Rang longingly through the night.

It draws hearts toward heaven

With wondrous power.

Springtime will come,

Springtime, my joy.

I will now prepare

For a long journey.

The farther my voice resounds,

The brighter it resonates back to me.

Springtime will come,

Springtime, my joy.

I will now prepare

For a long journey.

The farther my voice resounds,

The brighter it resonates back to me.

Quartet No. 3 in C minor for Piano, Violin, Viola, and Cello, Op. 60 (1855-56, 1874)

Johannes Brahms (Hamburg, 1833 – Vienna, 1897)

Brahms wrote the original version of this piano quartet while helping Clara Schumann through the most difficult period of her life—the two-and-a-half years between her husband’s suicide attempt and his death. Brahms acted as Schumann’s assistant and confidant while her husband was institutionalized. Though Brahms was only 21 years old and 14 years younger than Schumann, he fell madly in love with her. She had strong feelings for him too, though she was less infatuated and more realistic about marrying again. After Robert’s death, when they could have chosen to be together, they made the decision to part ways but remained close friends for the next 40 years.

Brahms wrote this piano quartet and then put it aside, revising it in the late 1860s and again in 1874. He was meticulous about destroying his sketches and unpublished pieces so it’s difficult to know exactly what the original version sounded like.
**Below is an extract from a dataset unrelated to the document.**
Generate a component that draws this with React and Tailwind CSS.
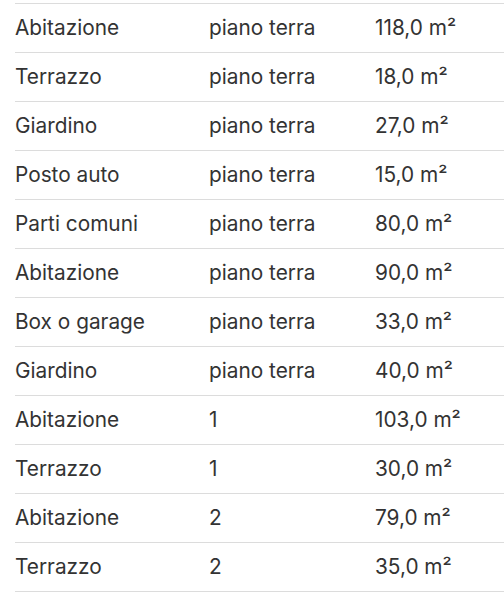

But it was certainly very different: in a different key and with three movements rather than four. Brahms must have also seen a lot of his younger self in the piece. He jokingly wrote to the publisher that it should be accompanied by a picture of himself dressed as Goethe’s character Werther, a passionate young man who kills himself because of his love for a married woman.

Despite the revisions, the final version is replete with the tension and ardor of the younger Brahms. Musicologist Eric Sams has speculated that the opening theme in the strings is a ‘Clara’ theme because it’s similar to a cipher that Schumann used for his wife. Whether or not that’s true, the themes run an emotional gamut from slowly searching to loudly decisive to lyrically melodic. A quiet, exhausted ending leads to the lively scherzo. In an interesting parallel, the last two movements each begin with string solos. The slow movement is introspective and the finale brings back the wider range of emotions found in the first movement. The piece ends quietly with two definitive yet unexpected chords punctuating this look back at Brahms’s stormy youth.